Dezember 2012 – Eine Studie im Auftrag des europäischen Parlaments belegt die Gefährlichkeit für Bienen durch Beizmittel aus der Gruppe der Neonicotinoide. Laut dem Report ist das Vorsorgeprinzip, wie es in der EU-Verordnung über Pestizide festgeschrieben ist, anzuwenden. Als Reaktion schlägt die EU-Kommission vor, den Einsatz dieser Chemikalien für zwei Jahre weitgehend einzuschränken.

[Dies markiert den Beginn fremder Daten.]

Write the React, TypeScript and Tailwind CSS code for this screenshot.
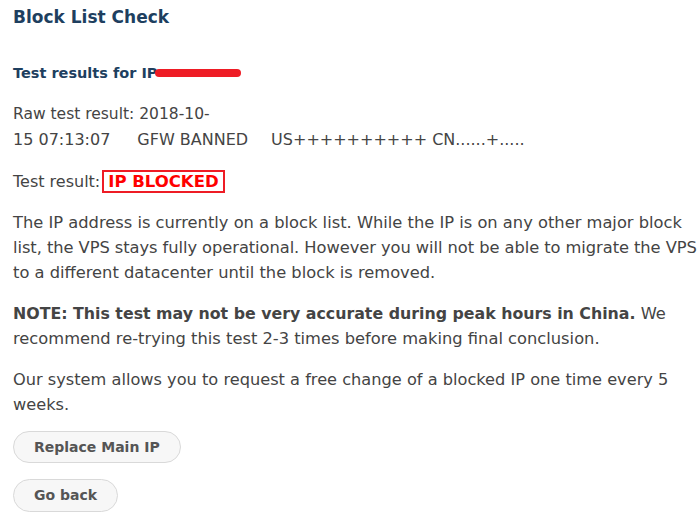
export default function App() {
  return (
    <div className="w-[700px] h-[524px] overflow-hidden bg-white px-[13px] pt-[5px] text-[#444] font-['DejaVu_Sans',sans-serif]">
      <h1 className="text-[17px] font-bold leading-[24px] text-[#1e3f5f]">Block List Check</h1>

      <h3 className="mt-[35px] text-[14.5px] font-bold leading-[18px] text-[#1e3f5f] flex items-center">
        Test results for IP
        <span className="-ml-[2px] inline-block w-[86px] h-[8px] rounded-full bg-[#ee1c25]" />
      </h3>

      <div className="mt-[19px] text-[15.5px] leading-[26px]">
        <div>Raw test result: 2018-10-</div>
        <div className="flex text-[16px]">
          <span>15 07:13:07</span>
          <span className="ml-[27px]">GFW BANNED</span>
          <span className="ml-[23px]">US++++++++++ CN......+.....</span>
        </div>
      </div>

      <p className="mt-[16px] text-[16px] leading-[26px]">
        Test result:
        <span className="ml-[2px] border-2 border-[#ee1c25] px-[4px] font-bold text-[#ff0000] text-[16.5px]">IP BLOCKED</span>
      </p>

      <div className="text-[16.3px] leading-[25px] whitespace-nowrap">
        <div className="mt-[15px]">
          <div>The IP address is currently on a block list. While the IP is on any other major block</div>
          <div className="tracking-[-0.06px]">list, the VPS stays fully operational. However you will not be able to migrate the VPS</div>
          <div>to a different datacenter until the block is removed.</div>
        </div>
        <div className="mt-[16px]">
          <div>
            <b className="text-[15.8px]">NOTE: This test may not be very accurate during peak hours in China.</b> We
          </div>
          <div>recommend re-trying this test 2-3 times before making final conclusion.</div>
        </div>
      </div>

      <div className="mt-[16px] text-[16.2px] leading-[25px]">
        <div>Our system allows you to request a free change of a blocked IP one time every 5</div>
        <div>weeks.</div>
      </div>

      <div className="mt-[14px] flex flex-col items-start gap-[16px]">
        <button className="h-[32px] px-[20px] rounded-full border border-[#d9d9d9] bg-[#f7f7f7] text-[14px] font-bold text-[#555]">
          Replace Main IP
        </button>
        <button className="h-[33px] px-[20px] rounded-full border border-[#d9d9d9] bg-[#f7f7f7] text-[14px] font-bold text-[#555]">
          Go back
        </button>
      </div>
    </div>
  );
}
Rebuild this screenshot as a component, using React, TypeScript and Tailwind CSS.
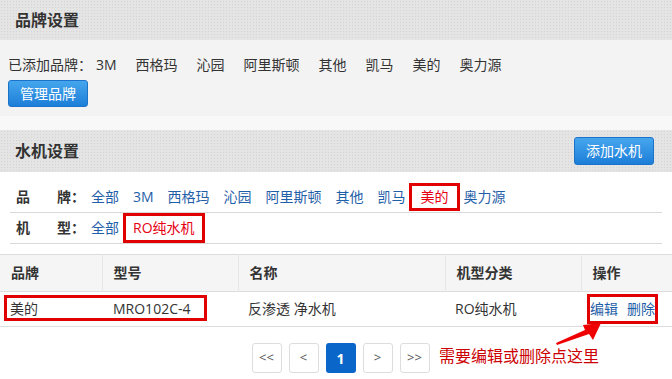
import React from 'react'

const addedBrands = ['3M', '西格玛', '沁园', '阿里斯顿', '其他', '凯马', '美的', '奥力源']
const filterBrands = ['全部', '3M', '西格玛', '沁园', '阿里斯顿', '其他', '凯马', '美的', '奥力源']

function SectionHeader({ title, className, children }: { title: string, className: string, children?: React.ReactNode }) {
  return (
    <div className={`flex items-center justify-between bg-[#e4e4e4] bg-[radial-gradient(#d4d4d4_0.8px,transparent_0.9px)] [background-size:3px_3px] pl-[15px] pr-[18px] ${className}`}>
      <h2 className="text-[16px] font-bold leading-[20px] text-[#333]">{title}</h2>
      {children}
    </div>
  )
}

function BlueButton({ label, className }: { label: string, className?: string }) {
  return (
    <button className={`flex items-center justify-center w-[80px] rounded-[3px] border border-[#1a73c9] bg-gradient-to-b from-[#45a6ee] to-[#1c7ed8] text-[14px] leading-[20px] text-white ${className || ''}`}>
      {label}
    </button>
  )
}

function PageBtn({ label, active }: { label: string, active?: boolean }) {
  return (
    <div className={`flex items-center justify-center w-[30px] h-[30px] rounded-[3px] ${active ? 'bg-[#0a66c8] text-white font-bold text-[14px]' : 'border border-[#dddddd] bg-white text-[#555] text-[13px]'}`}>
      {label}
    </div>
  )
}

export default function App() {
  return (
    <div className="relative w-[672px] h-[379px] overflow-hidden bg-white font-['Open_Sans','Noto_Sans_CJK_SC',sans-serif] text-[#333]">
      <SectionHeader title="品牌设置" className="h-[40px]" />
      <div className="h-[76px] bg-[#f3f3f3] px-[8px] pt-[15px]">
        <div className="flex items-center text-[14px] leading-[20px]">
          <span>已添加品牌：</span>
          <div className="flex gap-[19px] ml-[4px]">
            {addedBrands.map(b => <span key={b}>{b}</span>)}
          </div>
        </div>
        <BlueButton label="管理品牌" className="h-[27px] mt-[5px]" />
      </div>
      <div className="h-[14px] bg-[#f8f8f8]" />

      <SectionHeader title="水机设置" className="h-[42px]">
        <BlueButton label="添加水机" className="h-[28px]" />
      </SectionHeader>

      <div className="px-[10px]">
        <div className="h-[41px] pt-[15px] border-b border-[#d9d9d9] flex items-start text-[14px] leading-[20px]">
          <div className="flex w-[81px] pl-[6px] font-bold">
            <span>品</span><span className="ml-[27px]">牌：</span>
          </div>
          <div className="flex gap-[14px] text-[#1f5ea8]">
            {filterBrands.map(b => <span key={b} className={b === '美的' ? 'text-[#e60012] mx-[1px]' : ''}>{b}</span>)}
          </div>
        </div>
        <div className="h-[31px] border-b border-[#d9d9d9] flex items-center text-[14px] leading-[20px]">
          <div className="flex w-[81px] pl-[6px] font-bold">
            <span>机</span><span className="ml-[27px]">型：</span>
          </div>
          <div className="flex gap-[14px] text-[#1f5ea8]">
            <span>全部</span>
            <span className="text-[#e60012]">RO纯水机</span>
          </div>
        </div>
      </div>

      <table className="mt-[10px] w-[672px] border-collapse text-[14px] leading-[20px] table-fixed">
        <colgroup>
          <col className="w-[102px]" />
          <col className="w-[136px]" />
          <col className="w-[207px]" />
          <col className="w-[136px]" />
          <col className="w-[91px]" />
        </colgroup>
        <thead>
          <tr className="h-[37px] bg-[#f5f5f5] border-t border-b border-[#dddddd]">
            {['品牌', '型号', '名称', '机型分类', '操作'].map((h, i) => (
              <th key={h} className={`text-left font-bold pl-[11px] ${i > 0 ? 'border-l border-[#e6e6e6]' : ''}`}>{h}</th>
            ))}
          </tr>
        </thead>
        <tbody>
          <tr className="h-[35px] border-b border-[#dddddd]">
            <td className="pl-[10px]">美的</td>
            <td className="pl-[11px]">MRO102C-4</td>
            <td className="pl-[10px]">反渗透 净水机</td>
            <td className="pl-[10px]">RO纯水机</td>
            <td className="pl-[9px] text-[#1f5ea8]">
              <span>编辑</span><span className="ml-[9px]">删除</span>
            </td>
          </tr>
        </tbody>
      </table>

      <div className="mt-[16px] flex justify-center gap-[7px] pl-[9px]">
        <PageBtn label="<<" />
        <PageBtn label="<" />
        <PageBtn label="1" active />
        <PageBtn label=">" />
        <PageBtn label=">>" />
      </div>

      {/* annotations drawn over the screenshot */}
      <div className="absolute left-[409px] top-[183px] w-[51px] h-[28px] border-[3px] border-[#e00000]" />
      <div className="absolute left-[123px] top-[213px] w-[82px] h-[30px] border-[3px] border-[#e00000]" />
      <div className="absolute left-[4px] top-[295px] w-[203px] h-[26px] border-[3px] border-[#e00000]" />
      <div className="absolute left-[587px] top-[294px] w-[71px] h-[30px] border-[3px] border-[#e00000]" />
      <svg className="absolute left-0 top-0" width="672" height="379" viewBox="0 0 672 379">
        <polygon points="556,343 585,330 583,325 601,323 593,340 589,334 557,345" fill="#ee0000" />
      </svg>
      <div className="absolute left-[439px] top-[345px] text-[16px] leading-[22px] text-[#cc0000] whitespace-nowrap">
        需要编辑或删除点这里
      </div>
    </div>
  )
}
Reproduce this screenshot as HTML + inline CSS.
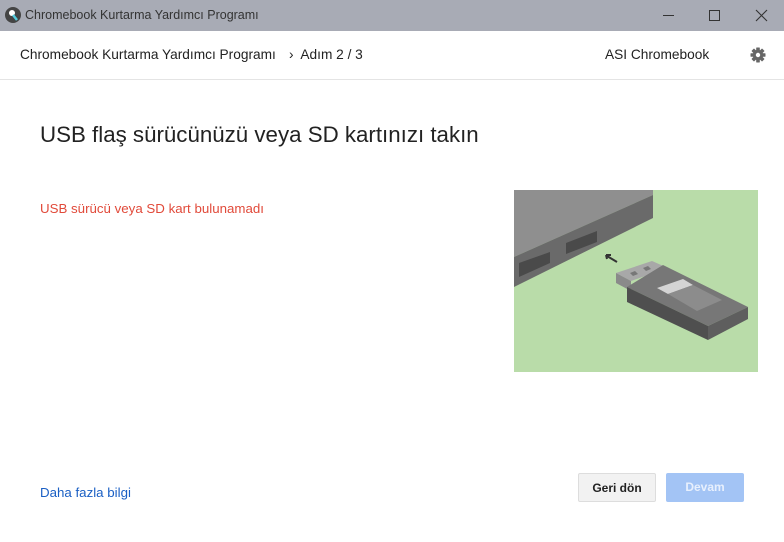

März 2013 – Der Kommissionsvorschlag zum vorübergehenden Aussetzen von Neonicotinoiden wird von den Mitgliedsstaaten in der Abstimmung des Ständigen Ausschusses für die Lebensmittelkette und Tiergesundheit abgelehnt. Österreich stimmt ebenfalls gegen den Vorschlag. Eine öffentliche Diskussion bleibt allerdings aus.

29. April 2013 – In einer neuerlichen Abstimmung sprechen sich die EU-Mitgliedstaaten mehrheitlich für ein Teilverbot von drei umstrittenen Pestiziden aus. Berlakovich lehnt den Vorschlag ein zweites Mal ab und erntet einen Sturm der Entrüstung. Der Umweltminister muss sich Bezeichnungen wie “Bienen-Killer” und “Chemical-Niki” gefallen lassen.

7. Mai 2013 – ÖVP-Chef und Vizekanzler Michael Spindelegger ruft eine “Kehrtwende” aus. Wenn auch nur der geringste Verdacht bestehe, dass Pestizide für das Bienensterben verantwortlich seien, dann müsse Österreich für ein Verbot stimmen.